Steve Salisbury didn’t like the turn things were taking and translated the question as: “You are very eloquent. Where did you study these ideas?”
“At the University of FARC,” Ramírez said. He glanced around fiercely, lest anyone challenge these credentials. “The University of FARC,” Ramírez said, “makes Harvard look like nursery school.”
Mono turned to Pelton. “Don’t take any more notes,” he said. “This is a party.” The vodka was doing its work, and Mono had begun slurring his Spanish. “Tell me,” he said. “You are really CIA, no?”
“I am making a film for the Discovery Channel,” Pelton said.
“What do you really want?” Mono asked.
“I want to film a real guerrilla camp,” Pelton said. “I want to eat guerrilla food. Go on patrol.”
“What is the name of your program?” one of the guerrillas asked.
“The World’s Most Dangerous Places,” Salisbury said, a bit apprehensively, I noticed.
“You think this is a dangerous place?” Ivan asked.
“If you’re in the CIA,” Pelton said.
“HA!” Mono Jojoy said. “Ha, ha, ha.”
And so said we all: “Ha, ha, ha, ha.”
Pelton dug into one of his bags and brought out a half dozen large Mr.
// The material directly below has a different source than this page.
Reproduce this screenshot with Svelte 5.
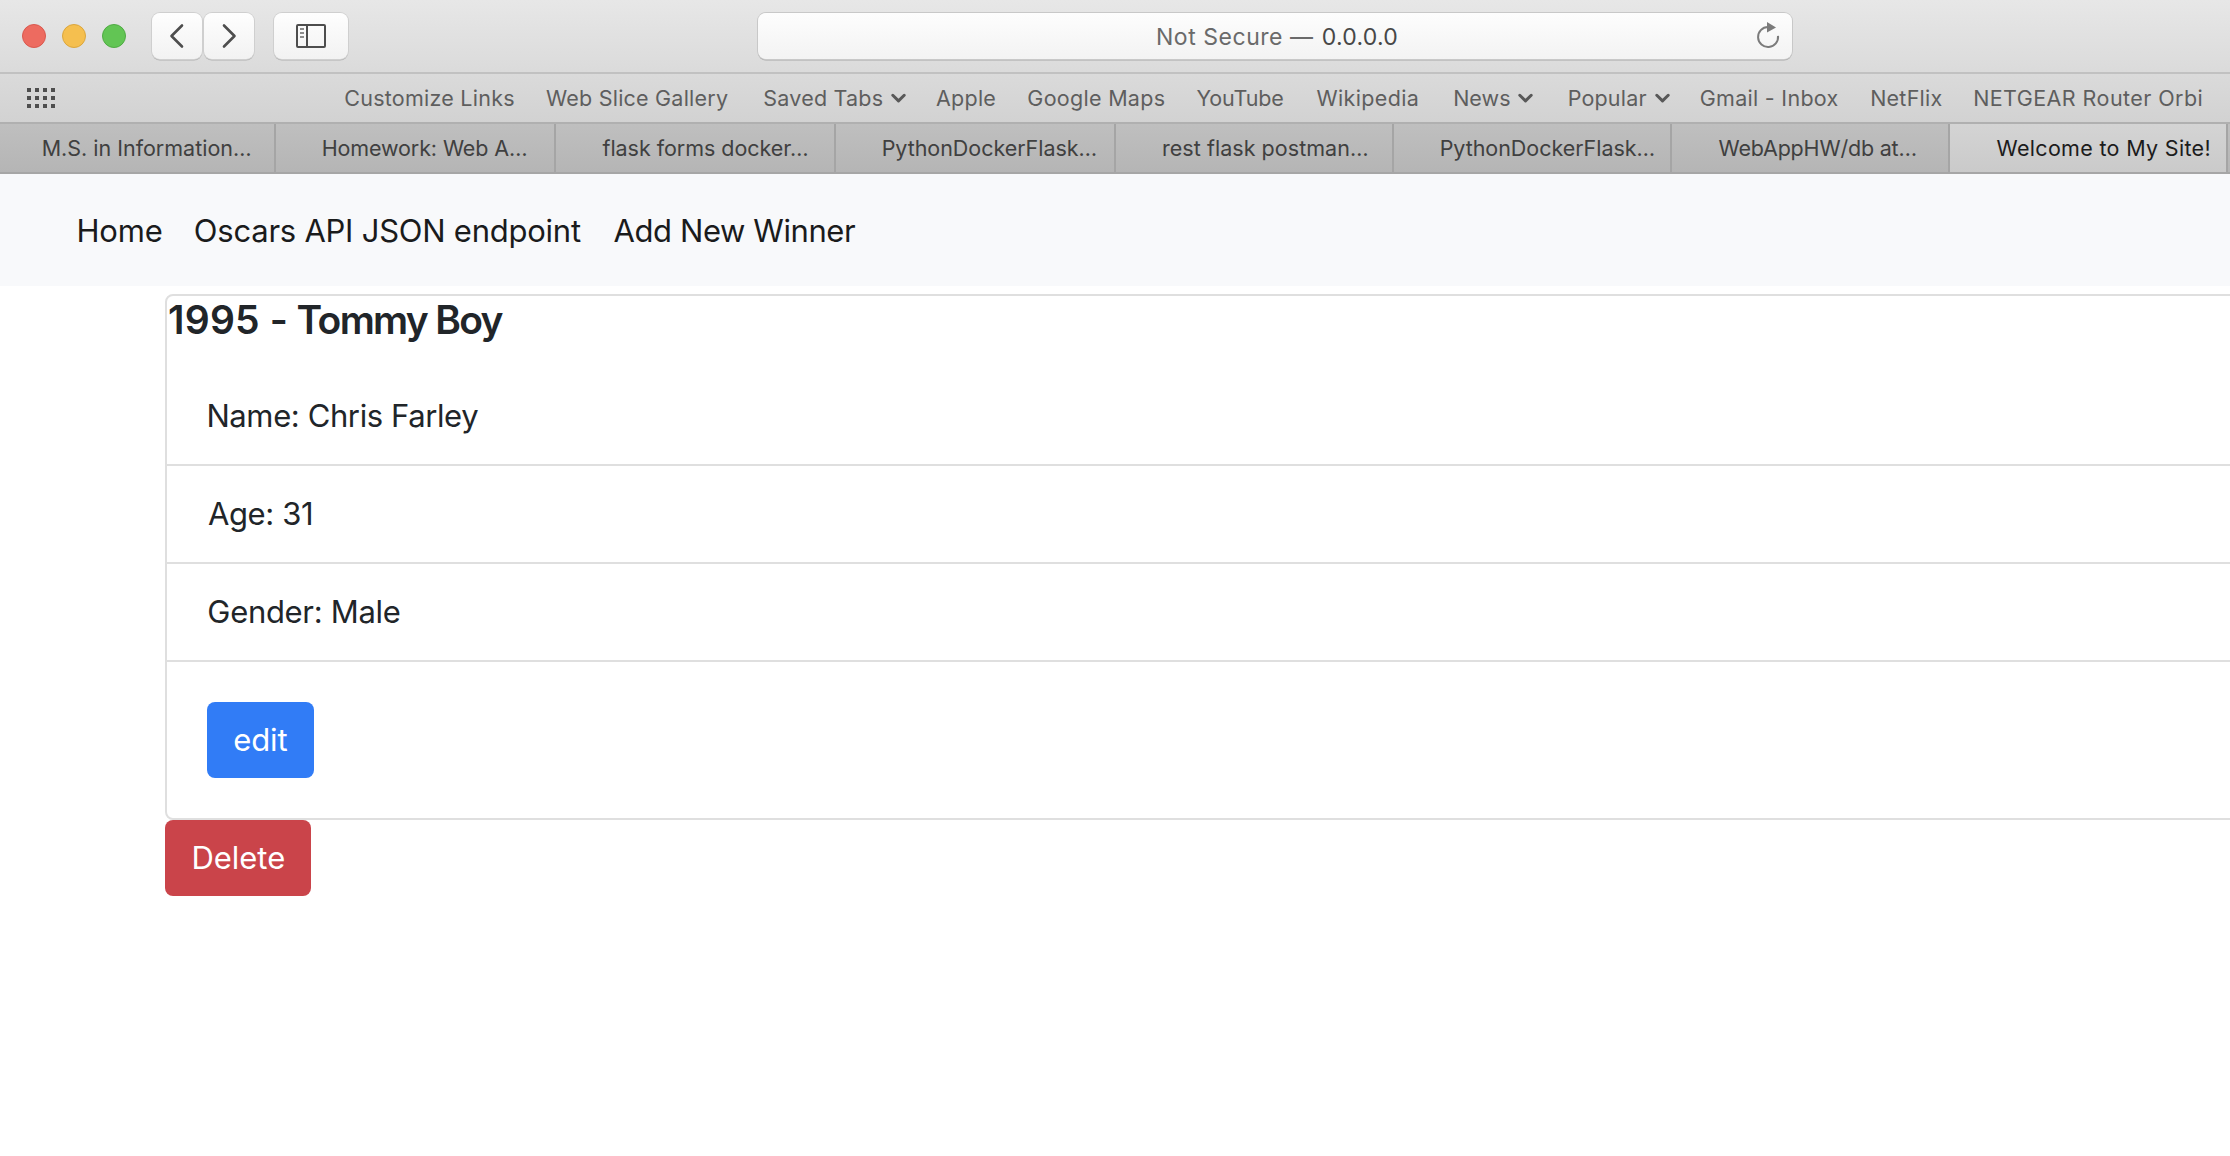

DP stickers.
“It’s an American military symbol,” one of the rebels said, handing off the jolly skull to another guerrilla. “American military,” the second man agreed.
If there is one thing FARC members hate worse than American imperialists, it’s American imperialist military advisors.
“What does this mean?” Mono Jojoy asked in a menacing whisper.
Pelton said Mr. DP was actually a thoughtful kind of fellow and was meaningful to those people who really wanted to know what was happening in places that were being ripped apart by war or rebellion, places where reporting was spotty or inaccurate or colored by political agendas of one sort or another.
The guerrillas behind us were talking loudly about kidnapping and the sum of one million dollars. They knew we all spoke Spanish and they didn’t care if we could hear them. They wanted us to hear them.
Pelton, ignoring what seemed to me to be a seriously deteriorating situation, described Mr. DP’s philosophical connotations. Mr. DP wasn’t political. Mr. DP didn’t take sides. Mr. DP wanted to see for himself, talk to the people involved, directly, and if there was danger in that, why, Mr. DP laughed in the face of that danger. Mr. DP was a symbol for all courageous, intelligent, fair-minded people.
Pelton, I thought, was veering off into some serious bullshit, a perception apparently shared by Mono Jojoy, who said: “En realidad, ustedes son los monos.” (“You guys are the real monkeys.”) This was a foreboding statement. Mono, in Spanish, means “monkey,” but in Colombia, it also refers to a light-skinned person, such as our host. I hoped he meant that our skin was lighter than his. I feared he meant that we—as obvious CIA military-advisor imperialist lackey types—were dumber than monkeys for coming here, to the heart of FARC-land.
In an attempt to defuse the situation, Salisbury began trying to joke with Mono, and at a furious and not entirely intelligible pace.
“Jojoy,” Salisbury shouted, and reached out to shake Mono’s hand. Pronounced “Ho-hoy,” the word was a common greeting in Mono’s home province of Santander. “Ho-hoy, ho-hoy,” Salisbury said frantically. “In English we have a similar word, ‘ahoy.’ We say ‘ships, ahoy.’ Ha, ha, ha! Mono Jojoy, ship
s ahoy!”
“Shit?” Mono, who apparently knew the English word, now thought Salisbury was likening him to feces.
“No, no!” Salisbury shouted desperately. “Ships, barcos, boats, ah-hoy, ah-hoy there, ha, ha, ha.” Steve was purposely acting like a drunken doofus. Better to have the rebels laugh in your face than slice it off.
I picked up on the strategy and turned to Cristián, who was pouring the vodka. “No more for Mr. Steve,” I said. “Mr. Steve is very drunk. Ha, ha, ha. Look, Mr. Steve doesn’t make any sense at all. Ha, ha.” Actually, Steve had had one drink.
Mono, ignoring Salisbury, turned to Pelton and said, “We can show you a real guerrilla camp right now. You can eat real guerrilla food.”
Someone else added, “You can cook guerrilla food.”
“Stay as long as you like,” Mono whispered.
“Maybe longer than you like,” another voice added.
“We can leave right now,” Mono said, a comment that had the weight of a question, like: “Would you care for a blindfold?”
Pelton, Salisbury, and I asked for a moment to confer among ourselves. We walked over to Lelo, who was waiting with the cab. He suggested we get the hell out of there fast. Salisbury and I agreed. Pelton said, “Yeah, well …” and seemed to consider the proposition for a moment. Finally, he said, “Right, I think we ought to go.” This was about as sensible a statement as Pelton had made in two weeks, and it was impossible not to like him for it.
For a guy who doesn’t consider himself a journalist, Pelton did pretty well. We interviewed the heads of the army and national police; we met or interviewed every major FARC leader. Still, when I talk about my time with him, there are those folks of fine sensibility who remain convinced that he is a jerk. Some find his logo, Mr. DP, especially repellent. Massacres and slaughter and human suffering almost beyond imagination are not funny. Of course, neither is nuclear war and the end of civilization as we know it, but that doesn’t mean Dr. Strangelove is a bad movie.